Exercise instructions
Pull every line containing "that" out of the material below.
━━━ Material to process ━━━
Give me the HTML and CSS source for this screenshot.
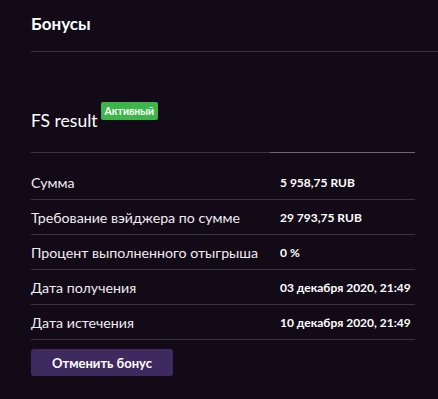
FILE: index.html
```html
<!DOCTYPE html>
<html lang="ru">
<head>
  <meta charset="UTF-8" />
  <title>Бонусы</title>
  <meta name="viewport" content="width=device-width, initial-scale=1.0"/>
  <link rel="stylesheet" href="styles.css">
</head>
<body>
  <div class="page-head">
    <h1>Бонусы</h1>
  </div>

  <div class="bonus">
    <div class="bonus-title">
      <span class="bonus-name">FS result</span>
      <span class="badge">Активный</span>
    </div>
    <div class="bonus-line"><span class="bonus-line-active"></span></div>

    <table class="bonus-table">
      <tr><td>Сумма</td><td class="val">5 958,75 RUB</td></tr>
      <tr><td>Требование вэйджера по сумме</td><td class="val">29 793,75 RUB</td></tr>
      <tr><td>Процент выполненного отыгрыша</td><td class="val">0 %</td></tr>
      <tr><td>Дата получения</td><td class="val">03 декабря 2020, 21:49</td></tr>
      <tr><td>Дата истечения</td><td class="val">10 декабря 2020, 21:49</td></tr>
    </table>

    <button class="btn-cancel">Отменить бонус</button>
  </div>
</body>
</html>
```

FILE: styles.css
```css
body { margin: 0; background: #120a17; color: #efedf1; font-family: Lato, "Liberation Sans", sans-serif; }
.page-head { margin-left: 31px; border-bottom: 1px solid #3a3340; height: 52px; box-sizing: border-box; }
h1 { margin: 0; padding-top: 13px; font-size: 17px; font-weight: bold; color: #fff; line-height: 22px; }
.bonus { margin: 0 23px 0 31px; }
.bonus-title { padding-top: 49px; height: 51px; display: flex; align-items: flex-start; }
.bonus-name { font-size: 17.5px; line-height: 22px; margin-top: 9px; color: #fff; }
.badge { margin: 1px 0 0 3px; background: #3eb54b; color: #fff; font-size: 10.5px; font-weight: bold; padding: 2px 4px; line-height: 14px; border-radius: 2px; }
.bonus-line { height: 1px; background: #3a3340; display: flex; justify-content: flex-end; }
.bonus-line-active { width: 145px; background: #6e6775; }
.bonus-table { width: 100%; border-collapse: collapse; margin-top: 12px; font-size: 14.2px; }
.bonus-table td { height: 34px; border-bottom: 1px solid #3a3340; padding: 0; }
.bonus-table .val { width: 135px; font-weight: bold; font-size: 12px; color: #fff; white-space: nowrap; }
.btn-cancel { margin-top: 9px; width: 142px; height: 27px; background: #3e2a5e; color: #fff; border: none; border-radius: 3px; font-family: inherit; font-size: 13px; font-weight: bold; }
```
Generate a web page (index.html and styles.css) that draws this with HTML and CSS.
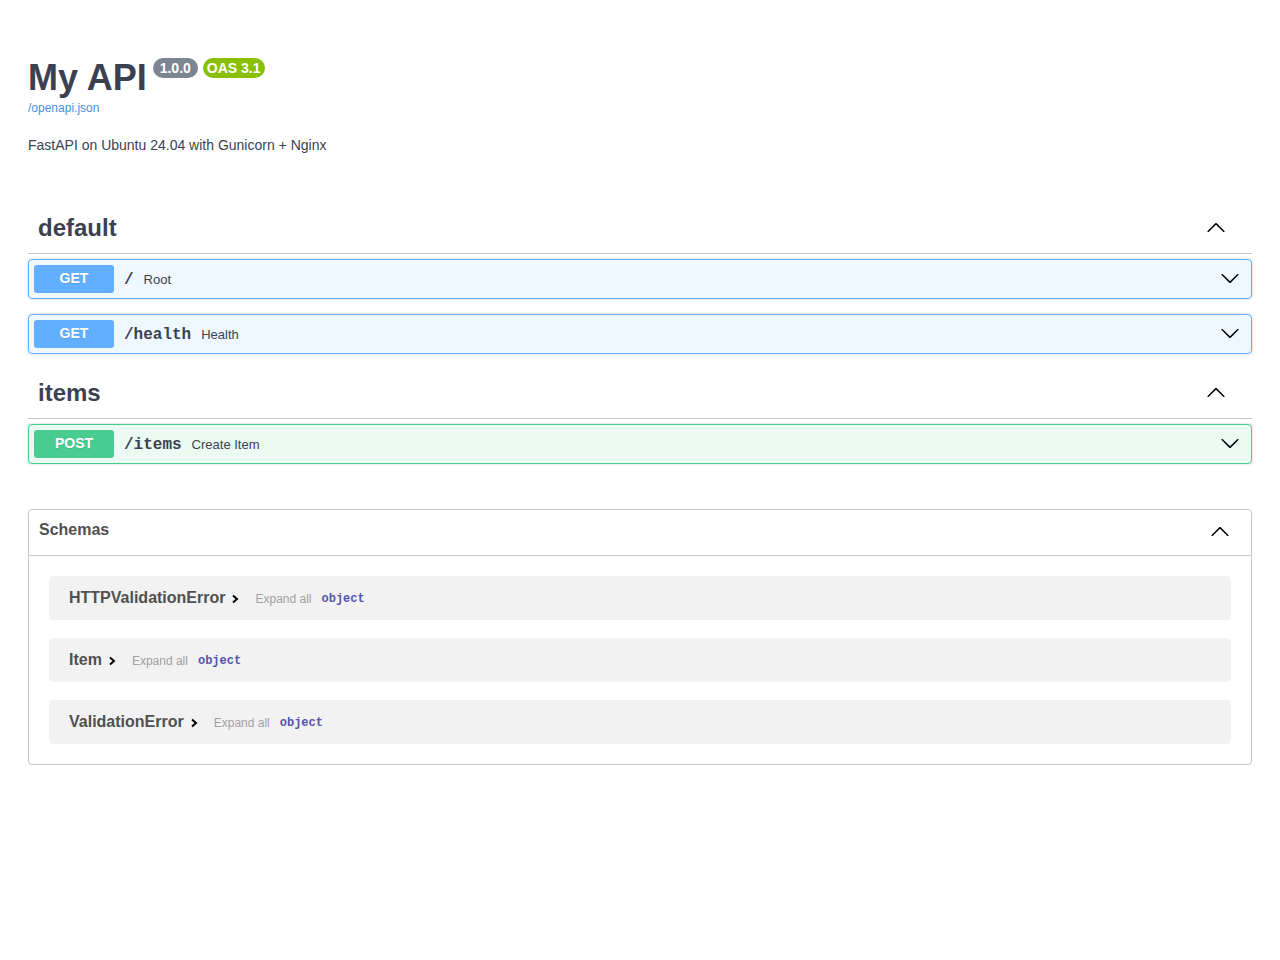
FILE: index.html
```html
<!DOCTYPE html>
<html lang="en">
<head>
    <meta charset="UTF-8">
    <meta name="viewport" content="width=device-width, initial-scale=1.0">
    <title>My API - Swagger UI</title>
    <link rel="stylesheet" href="styles.css">
</head>
<body>
    <div class="wrapper">
        <div class="info">
            <h1 class="title">
                <span>My API</span>
                <span class="badge badge-version">1.0.0</span>
                <span class="badge badge-oas">OAS 3.1</span>
            </h1>
            <a class="spec-link" href="#">/openapi.json</a>
            <p class="description">FastAPI on Ubuntu 24.04 with Gunicorn + Nginx</p>
        </div>

        <!-- tag: default -->
        <div class="tag-section">
            <div class="tag-header">
                <h3>default</h3>
                <svg class="arrow" width="20" height="20" viewBox="0 0 20 20"><path d="M17.418 14.908c.272.268.709.268.979 0s.271-.701 0-.969l-7.908-7.83c-.27-.268-.707-.268-.979 0l-7.908 7.83c-.27.268-.27.701 0 .969.271.268.709.268.979 0L10 7.767l7.418 7.141z"/></svg>
            </div>
            <div class="tag-body">
                <div class="opblock opblock-get">
                    <span class="method">GET</span>
                    <span class="route">
                        <span class="path">/</span>
                        <span class="summary">Root</span>
                    </span>
                    <svg class="arrow" width="20" height="20" viewBox="0 0 20 20"><path d="M17.418 6.109c.272-.268.709-.268.979 0s.271.701 0 .969l-7.908 7.83c-.27.268-.707.268-.979 0l-7.908-7.83c-.27-.268-.27-.701 0-.969.271-.268.709-.268.979 0L10 13.25l7.418-7.141z"/></svg>
                </div>
                <div class="opblock opblock-get">
                    <span class="method">GET</span>
                    <span class="route">
                        <span class="path">/health</span>
                        <span class="summary">Health</span>
                    </span>
                    <svg class="arrow" width="20" height="20" viewBox="0 0 20 20"><path d="M17.418 6.109c.272-.268.709-.268.979 0s.271.701 0 .969l-7.908 7.83c-.27.268-.707.268-.979 0l-7.908-7.83c-.27-.268-.27-.701 0-.969.271-.268.709-.268.979 0L10 13.25l7.418-7.141z"/></svg>
                </div>
            </div>
        </div>

        <!-- tag: items -->
        <div class="tag-section">
            <div class="tag-header">
                <h3>items</h3>
                <svg class="arrow" width="20" height="20" viewBox="0 0 20 20"><path d="M17.418 14.908c.272.268.709.268.979 0s.271-.701 0-.969l-7.908-7.83c-.27-.268-.707-.268-.979 0l-7.908 7.83c-.27.268-.27.701 0 .969.271.268.709.268.979 0L10 7.767l7.418 7.141z"/></svg>
            </div>
            <div class="tag-body">
                <div class="opblock opblock-post">
                    <span class="method">POST</span>
                    <span class="route">
                        <span class="path">/items</span>
                        <span class="summary">Create Item</span>
                    </span>
                    <svg class="arrow" width="20" height="20" viewBox="0 0 20 20"><path d="M17.418 6.109c.272-.268.709-.268.979 0s.271.701 0 .969l-7.908 7.83c-.27.268-.707.268-.979 0l-7.908-7.83c-.27-.268-.27-.701 0-.969.271-.268.709-.268.979 0L10 13.25l7.418-7.141z"/></svg>
                </div>
            </div>
        </div>

        <!-- schemas -->
        <section class="models">
            <div class="models-header">
                <h4>Schemas</h4>
                <svg class="arrow" width="20" height="20" viewBox="0 0 20 20"><path d="M17.418 14.908c.272.268.709.268.979 0s.271-.701 0-.969l-7.908-7.83c-.27-.268-.707-.268-.979 0l-7.908 7.83c-.27.268-.27.701 0 .969.271.268.709.268.979 0L10 7.767l7.418 7.141z"/></svg>
            </div>
            <div class="models-body">
                <div class="model-row">
                    <span class="model-title">HTTPValidationError</span>
                    <svg class="toggle" width="8" height="10" viewBox="0 0 8 10"><polyline points="2,1.5 6,5 2,8.5"/></svg>
                    <span class="expand">Expand all</span>
                    <span class="type">object</span>
                </div>
                <div class="model-row">
                    <span class="model-title">Item</span>
                    <svg class="toggle" width="8" height="10" viewBox="0 0 8 10"><polyline points="2,1.5 6,5 2,8.5"/></svg>
                    <span class="expand">Expand all</span>
                    <span class="type">object</span>
                </div>
                <div class="model-row">
                    <span class="model-title">ValidationError</span>
                    <svg class="toggle" width="8" height="10" viewBox="0 0 8 10"><polyline points="2,1.5 6,5 2,8.5"/></svg>
                    <span class="expand">Expand all</span>
                    <span class="type">object</span>
                </div>
            </div>
        </section>
    </div>
</body>
</html>
```

FILE: styles.css
```css
body {
    margin: 0;
    background: #fff;
    font-family: "Liberation Sans", Arial, sans-serif;
    color: #3b4151;
}
.wrapper {
    padding: 0 28px;
}

/* header */
.info {
    padding-top: 56px;
    margin-bottom: 49px;
}
.title {
    display: flex;
    align-items: flex-start;
    margin: 0;
    font-size: 36px;
    line-height: 43px;
    font-weight: bold;
    color: #3b4151;
}
.badge {
    margin-top: 2px;
    margin-left: 5px;
    height: 20px;
    line-height: 20px;
    padding: 0 6px;
    border-radius: 57px;
    font-size: 14px;
    color: #fff;
}
.badge-version {
    margin-left: 6px;
    padding: 0 7px;
    background: #7d8492;
}
.badge-oas {
    padding: 0 4px;
    background: #89bf04;
}
.spec-link {
    display: block;
    margin-top: 2px;
    font-size: 12px;
    line-height: 15px;
    color: #4990e2;
    text-decoration: none;
}
.description {
    margin: 19px 0 0;
    font-size: 14px;
    line-height: 20px;
}

/* tag groups */
.tag-section {
    margin-bottom: 15px;
}
.tag-header {
    display: flex;
    align-items: center;
    justify-content: space-between;
    padding: 9px 26px 11px 10px;
    border-bottom: 1px solid rgba(59, 65, 81, .3);
}
.tag-header h3 {
    margin: 0;
    font-size: 24px;
    line-height: 29px;
}
.tag-header .arrow {
    margin-bottom: 2px;
}
.tag-body {
    padding-top: 5px;
}
.arrow {
    flex: none;
    fill: #000;
}

/* operations */
.opblock {
    display: flex;
    align-items: center;
    padding: 5px 11px 5px 5px;
    margin-bottom: 15px;
    border: 1px solid;
    border-radius: 4px;
    box-shadow: 0 0 3px rgba(0, 0, 0, .19);
}
.opblock:last-child {
    margin-bottom: 0;
}
.opblock .arrow {
    margin-bottom: 3px;
}
.opblock-get {
    background: rgba(97, 175, 254, .1);
    border-color: #61affe;
}
.opblock-get .method {
    background: #61affe;
}
.opblock-post {
    background: rgba(73, 204, 144, .1);
    border-color: #49cc90;
}
.opblock-post .method {
    background: #49cc90;
}
.method {
    width: 80px;
    height: 28px;
    line-height: 27px;
    border-radius: 3px;
    text-align: center;
    font-size: 14px;
    font-weight: bold;
    color: #fff;
    text-shadow: 0 1px 0 rgba(0, 0, 0, .1);
}
.route {
    flex: 1;
    display: flex;
    align-items: baseline;
    padding-top: 2px;
}
.path {
    padding: 0 10px;
    font-family: "Liberation Mono", "Courier New", monospace;
    font-size: 16px;
    font-weight: bold;
}
.summary {
    font-size: 13px;
}

/* schemas */
.models {
    margin-top: 45px;
    border: 1px solid rgba(59, 65, 81, .3);
    border-radius: 4px;
}
.models-header {
    display: flex;
    align-items: center;
    justify-content: space-between;
    height: 45px;
    padding: 0 21px 0 10px;
    border-bottom: 1px solid rgba(59, 65, 81, .3);
}
.models-header h4 {
    margin: 0 0 5px;
    font-size: 16px;
    color: #505050;
}
.models-header .arrow {
    margin-bottom: 3px;
}
.models-body {
    display: flex;
    flex-direction: column;
    gap: 18px;
    padding: 20px;
}
.model-row {
    display: flex;
    align-items: center;
    height: 44px;
    padding: 0 20px;
    border-radius: 4px;
    background: rgba(0, 0, 0, .05);
}
.model-title {
    font-size: 16px;
    font-weight: bold;
    color: #505050;
}
.toggle {
    margin: 2px 0 0 6px;
    fill: none;
    stroke: #000;
    stroke-width: 2;
}
.expand {
    margin: 2px 0 0 16px;
    font-size: 12px;
    color: #a0a0a0;
}
.type {
    margin: 2px 0 0 10px;
    font-family: "Liberation Mono", "Courier New", monospace;
    font-size: 12px;
    font-weight: bold;
    color: #55a;
}
```
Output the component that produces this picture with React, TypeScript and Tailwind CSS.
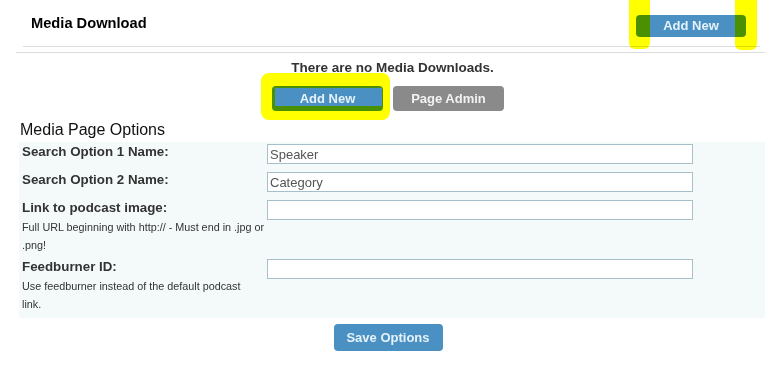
import React from "react";

const font = "font-['Liberation_Sans',Arial,sans-serif]";

function Row({
  label,
  value,
  help,
}: {
  label: string;
  value?: string;
  help?: string[];
}) {
  return (
    <div className="flex">
      <div className="w-[248px] pl-[3px] shrink-0">
        <div className="text-[13.33px] leading-[20px] font-bold text-[#333]">{label}</div>
        {help && (
          <div className="text-[10.8px] leading-[18px] text-[#333] pb-[3px]">
            {help.map((l, i) => (
              <div key={i} className="whitespace-nowrap">{l}</div>
            ))}
          </div>
        )}
      </div>
      <div className="pt-[2px]">
        <input
          readOnly
          value={value ?? ""}
          className="block w-[426px] h-[20px] border border-[#a6bfcb] bg-white px-[2px] text-[13px] text-[#555] outline-none"
        />
      </div>
    </div>
  );
}

export default function App() {
  return (
    <div className={`relative w-[765px] h-[370px] bg-white overflow-hidden ${font}`}>
      {/* header */}
      <div className="pl-4">
        <div className="ml-[7px] mr-[5px] h-[47px] border-b border-[#dcdcdc] flex items-start justify-between pt-[15px] pl-[8px] pr-[14px]">
          <div className="text-[14.67px] leading-[16px] font-bold text-black">Media Download</div>
          <button className="w-[110px] h-[22px] rounded-[4px] bg-[#4a90c2] text-[13px] font-bold text-[#e6f2fb]">
            Add New
          </button>
        </div>
        <div className="mt-[5px] border-t border-[#dcdcdc]" />
      </div>

      {/* empty state */}
      <div className="pl-4 pr-[5px]">
        <div className="mt-[7px] pl-[9px] text-center text-[13.5px] leading-[15px] font-bold text-[#333]">
          There are no Media Downloads.
        </div>
        <div className="mt-[11px] flex justify-center gap-[10px]">
          <button className="w-[111px] h-[25px] rounded-[4px] bg-[#4a90c2] text-[13px] font-bold text-[#e6f2fb]">
            Add New
          </button>
          <button className="w-[111px] h-[25px] rounded-[4px] bg-[#8a8a8a] text-[13px] font-bold text-[#f2f2f2]">
            Page Admin
          </button>
        </div>
      </div>

      {/* options */}
      <div className="pl-[19px]">
        <div className="mt-[10px] pl-[1px] text-[16px] leading-[18px] text-[#111]">Media Page Options</div>
        <div className="mt-[3px] bg-[#f4fafa] pb-[2px]">
          <div className="h-[28px]">
            <Row label="Search Option 1 Name:" value="Speaker" />
          </div>
          <div className="h-[28px]">
            <Row label="Search Option 2 Name:" value="Category" />
          </div>
          <Row
            label="Link to podcast image:"
            help={["Full URL beginning with http:// - Must end in .jpg or", ".png!"]}
          />
          <Row
            label="Feedburner ID:"
            help={["Use feedburner instead of the default podcast", "link."]}
          />
        </div>
      </div>
      <div className="pl-4 pr-[5px] flex justify-center mt-[6px]">
        <button className="w-[109px] h-[27px] rounded-[4px] bg-[#4a90c2] text-[13px] font-bold text-[#e6f2fb]">
          Save Options
        </button>
      </div>

      {/* highlighter marks */}
      <div className="absolute left-[629px] top-0 w-[21px] h-[49px] rounded-b-[6px] bg-[#ffff00] mix-blend-multiply" />
      <div className="absolute left-[735px] top-0 w-[22px] h-[50px] rounded-b-[6px] bg-[#ffff00] mix-blend-multiply" />
      <div className="absolute left-[261px] top-[73px] w-[129px] h-[47px] rounded-[8px] border-[#ffff00] border-l-[14px] border-t-[15px] border-r-[8px] border-b-[14px] mix-blend-multiply" />
    </div>
  );
}
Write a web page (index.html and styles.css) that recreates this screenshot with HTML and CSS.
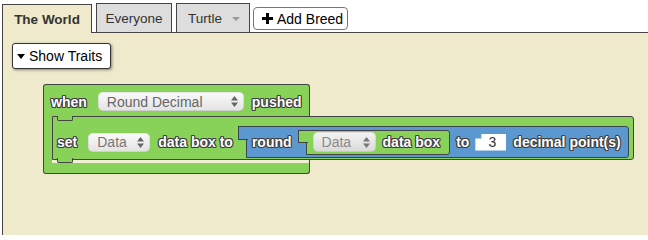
FILE: index.html
```html
<!DOCTYPE html>
<html>
<head>
<meta charset="utf-8">
<link rel="stylesheet" href="styles.css">
</head>
<body>
<div class="tabs">
  <div class="tab active">The World</div>
  <div class="tab everyone">Everyone</div>
  <div class="tab turtle"><span>Turtle</span><svg class="tcaret" width="8" height="4" viewBox="0 0 8 4"><path d="M0 0H8L4 4Z" fill="#999"/></svg></div>
  <button class="add-breed"><svg width="11" height="11" viewBox="0 0 11 11"><path d="M4 0H7V4H11V7H7V11H4V7H0V4H4Z" fill="#000"/></svg><span>Add Breed</span></button>
</div>
<div class="content">
  <button class="show-traits"><svg width="8" height="5" viewBox="0 0 8 5"><path d="M0 0H8L4 5Z" fill="#000"/></svg><span>Show Traits</span></button>
  <div class="when">
    <div class="when-top">
      <span class="lbl">when</span>
      <div class="dd dd-event"><span>Round Decimal</span><svg width="7" height="11" viewBox="0 0 7 11"><path d="M0 4.5L3.5 0L7 4.5Z M0 6.5L3.5 11L7 6.5Z" fill="#666"/></svg></div>
      <span class="lbl pushed">pushed</span>
    </div>
    <div class="middle">
      <div class="arm"></div>
      <div class="set">
        <span class="lbl">set</span>
        <div class="dd dd-data"><span>Data</span><svg width="7" height="11" viewBox="0 0 7 11"><path d="M0 4.5L3.5 0L7 4.5Z M0 6.5L3.5 11L7 6.5Z" fill="#666"/></svg></div>
        <span class="lbl databoxto">data box to</span>
        <div class="round">
          <span class="lbl">round</span>
          <div class="datablock">
            <div class="dd dd-inner"><span>Data</span><svg width="7" height="11" viewBox="0 0 7 11"><path d="M0 4.5L3.5 0L7 4.5Z M0 6.5L3.5 11L7 6.5Z" fill="#777"/></svg></div>
            <span class="lbl">data box</span>
          </div>
          <span class="lbl to">to</span>
          <div class="num">3</div>
          <span class="lbl dp">decimal point(s)</span>
        </div>
      </div>
    </div>
    <div class="bottom"></div>
  </div>
</div>
</body>
</html>
```
FILE: styles.css
```css
* { box-sizing: border-box; }
body {
  margin: 0;
  width: 648px;
  height: 235px;
  overflow: hidden;
  background: #fff;
  font-family: "Liberation Sans", Arial, sans-serif;
}
.tabs {
  display: flex;
  align-items: flex-end;
  height: 32px;
  padding-left: 2px;
}
.tab {
  height: 29px;
  border: 1px solid #444;
  border-bottom: none;
  background: #dddddd;
  color: #333;
  font-size: 13.5px;
  display: flex;
  align-items: center;
  justify-content: center;
  margin-right: 4px;
}
.tab.active {
  width: 90px;
  margin-bottom: -1px;
  background: #efeacb;
  font-weight: bold;
  position: relative;
  z-index: 1;
}
.tab.everyone { width: 76px; }
.tab.turtle {
  width: 74px;
  justify-content: space-between;
  padding: 0 9px 0 11px;
  margin-right: 3px;
}
.tcaret { margin-top: 1px; }
.add-breed {
  width: 95px;
  height: 23px;
  margin-bottom: 2px;
  display: flex;
  align-items: center;
  gap: 4px;
  padding: 0 0 0 8px;
  background: #fff;
  border: 1px solid #777;
  border-radius: 4px;
  font-family: "Liberation Sans", Arial, sans-serif;
  font-size: 14px;
  color: #000;
}
.content {
  position: relative;
  margin-left: 2px;
  height: 203px;
  border-left: 1px solid #444;
  border-top: 1px solid #444;
  background: #efeacb;
  padding: 10px 0 0 9px;
}
.show-traits {
  width: 99px;
  height: 26px;
  display: flex;
  align-items: center;
  gap: 4px;
  padding: 0 0 0 4px;
  background: #fff;
  border: 1px solid #333;
  border-radius: 3px;
  box-shadow: 1px 1px 3px rgba(0,0,0,0.45);
  font-family: "Liberation Sans", Arial, sans-serif;
  font-size: 14px;
  color: #000;
}
.lbl {
  color: #fff;
  font-weight: bold;
  font-size: 14px;
  white-space: nowrap;
  text-shadow: -1px 0 #3a3a3a, 1px 0 #3a3a3a, 0 -1px #3a3a3a, 0 1px #3a3a3a,
    -1px -1px #555, 1px 1px #555, -1px 1px #555, 1px -1px #555;
}
.when {
  position: absolute;
  left: 40px;
  top: 51px;
  display: flex;
  flex-direction: column;
  align-items: flex-start;
}
.when-top {
  width: 267px;
  height: 32px;
  background: #89d25a;
  border: 1px solid #444;
  border-bottom: none;
  border-radius: 3px 3px 0 0;
  display: flex;
  align-items: center;
  padding: 2px 0 0 7px;
}
.dd {
  display: flex;
  align-items: center;
  justify-content: space-between;
  height: 19px;
  border-radius: 5px;
  background: linear-gradient(#fbfbfb, #e2e2e2);
  box-shadow: inset 0 0 0 1px rgba(0,0,0,0.08);
  font-size: 14px;
  color: #666;
  padding: 0 6px 0 9px;
}
.dd-event { width: 146px; margin-left: 11px; }
.pushed { margin-left: 8px; }
.middle { display: flex; }
.arm {
  width: 9px;
  background: #89d25a;
  border-left: 1px solid #444;
}
.set {
  position: relative;
  display: flex;
  align-items: center;
  background: #89d25a;
  border: 1px solid #444;
  border-radius: 0 3px 3px 0;
  padding: 9px 4px 1px 4px;
}
.set::before {
  content: "";
  position: absolute;
  left: 4px;
  top: -1px;
  width: 14px;
  height: 4px;
  background: #89d25a;
  border: 1px solid #444;
  border-top: none;
  border-radius: 0 0 2px 2px;
}
.set::after {
  content: "";
  position: absolute;
  left: 4px;
  bottom: -4px;
  width: 14px;
  height: 4px;
  background: #89d25a;
  border: 1px solid #444;
  border-top: none;
  border-radius: 0 0 2px 2px;
}
.dd-data { width: 62px; margin-left: 11px; color: #777; }
.databoxto { margin-left: 8px; }
.round {
  position: relative;
  display: flex;
  align-items: center;
  height: 32px;
  margin-left: 13px;
  padding: 0 7px 0 5px;
  background: #5b98d0;
  border: 1px solid #3a4552;
  border-radius: 0 3px 3px 0;
}
.round::before {
  content: "";
  position: absolute;
  left: -9px;
  top: -1px;
  width: 9px;
  height: 12px;
  background: #5b98d0;
  border: 1px solid #3a4552;
  border-right: none;
}
.datablock {
  position: relative;
  display: flex;
  align-items: center;
  gap: 7px;
  height: 25px;
  margin-left: 14px;
  padding: 0 9px 0 6px;
  background: #89d25a;
  border: 1px solid #444;
  border-radius: 0 3px 3px 0;
}
.datablock::before {
  content: "";
  position: absolute;
  left: -9px;
  top: -1px;
  width: 9px;
  height: 11px;
  background: #89d25a;
  border: 1px solid #444;
  border-right: none;
}
.dd-inner {
  width: 63px;
  height: 20px;
  color: #8a8a8a;
  background: linear-gradient(#f4f4f4, #d9d9d9);
}
.to { margin-left: 6px; }
.num {
  width: 31px;
  height: 17px;
  margin-left: 6px;
  background: #fff;
  color: #333;
  font-size: 14px;
  display: flex;
  align-items: center;
  justify-content: center;
  padding-left: 3px;
  clip-path: polygon(0 5px, 6px 5px, 6px 0, 100% 0, 100% 100%, 0 100%);
}
.dp { margin-left: 7px; }
.bottom {
  width: 267px;
  height: 14px;
  border: 1px solid #444;
  border-top: none;
  border-radius: 0 0 3px 3px;
  background: linear-gradient(#f3efd6, #f3efd6) 8px 0 / calc(100% - 8px) 3px no-repeat, #89d25a;
}
```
━━━
Full output
Generate a web page (index.html and styles.css) that draws this with HTML and CSS.
Output the component that produces this picture with React, TypeScript and Tailwind CSS.
Write a web page (index.html and styles.css) that recreates this screenshot with HTML and CSS.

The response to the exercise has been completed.